[START OF Information shown]

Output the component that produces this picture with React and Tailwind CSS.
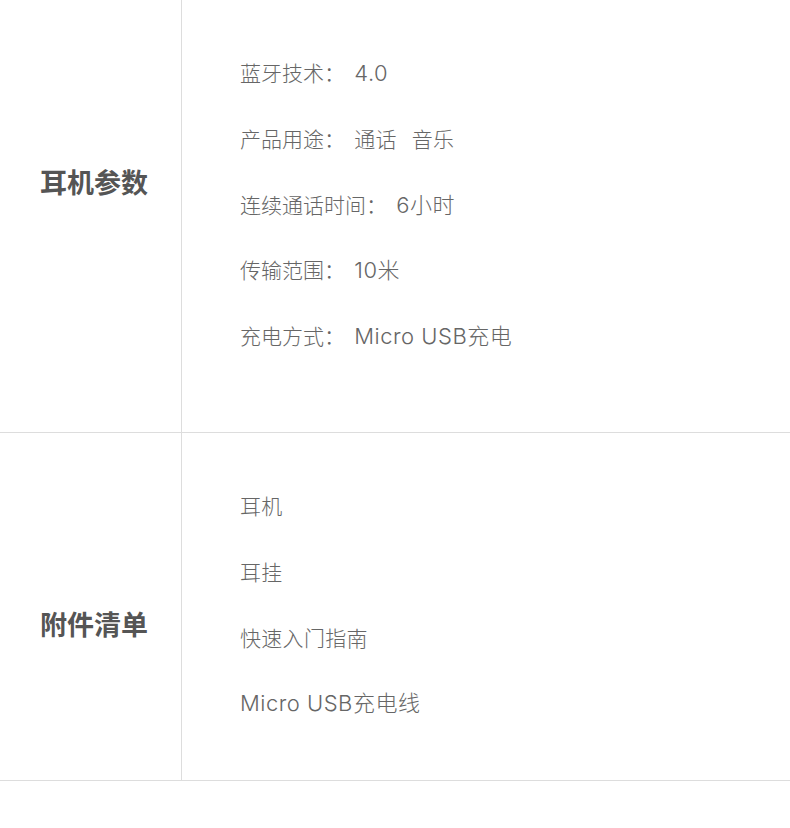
import React from 'react';

const sections = [
  {
    title: '耳机参数',
    height: 'h-[433px]',
    titlePad: 'pt-[162px]',
    items: [
      ['蓝牙技术：', '4.0'],
      ['产品用途：', '通话   音乐'],
      ['连续通话时间：', '6小时'],
      ['传输范围：', '10米'],
      ['充电方式：', 'Micro USB充电'],
    ],
  },
  {
    title: '附件清单',
    height: 'h-[348px]',
    titlePad: 'pt-[171px]',
    items: [['', '耳机'], ['', '耳挂'], ['', '快速入门指南'], ['', 'Micro USB充电线']],
  },
];

const hasLatin = (text) => /[A-Za-z0-9]/.test(text);

const App = () => {
  return (
    <div
      className="w-[790px] h-[828px] bg-white"
      style={{ fontFamily: '"Noto Sans CJK SC", "Noto Sans", sans-serif' }}
    >
      {sections.map((section) => (
        <div key={section.title} className={`flex border-b border-[#dddddd] ${section.height}`}>
          <div className={`w-[182px] shrink-0 border-r border-[#dddddd] pl-[40px] ${section.titlePad}`}>
            <h2 className="text-[27px] leading-[40px] font-bold text-[#555555]">{section.title}</h2>
          </div>
          <ul className="pl-[58px] pt-[40px]">
            {section.items.map(([label, value]) => (
              <li
                key={value}
                className="h-[65.75px] overflow-hidden text-[21px] leading-[65.75px] font-light text-[#666666] whitespace-pre"
              >
                {label && <span className="leading-none">{label}  </span>}
                {hasLatin(value) ? (
                  <span className="leading-none font-['Inter','Noto_Sans_CJK_SC',sans-serif] text-[22px] tracking-[0.5px]">
                    {value}
                  </span>
                ) : (
                  <span className="leading-none tracking-[0.3px]">{value}</span>
                )}
              </li>
            ))}
          </ul>
        </div>
      ))}
    </div>
  );
};

export default App;
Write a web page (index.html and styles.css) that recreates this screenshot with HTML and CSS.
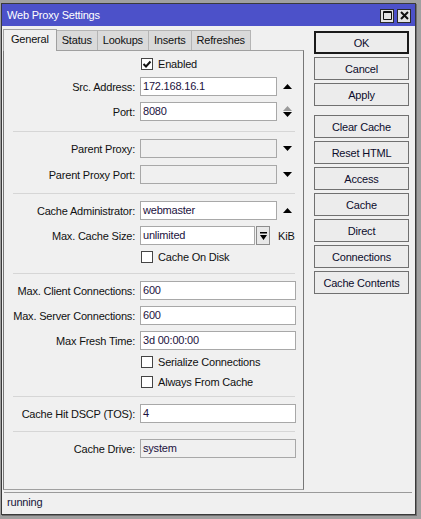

[END OF Information shown]

Brief
Copy out each line of the records where the string "that" appears.

Worked solution
Output the component that produces this picture with React and Tailwind CSS.
Write a web page (index.html and styles.css) that recreates this screenshot with HTML and CSS.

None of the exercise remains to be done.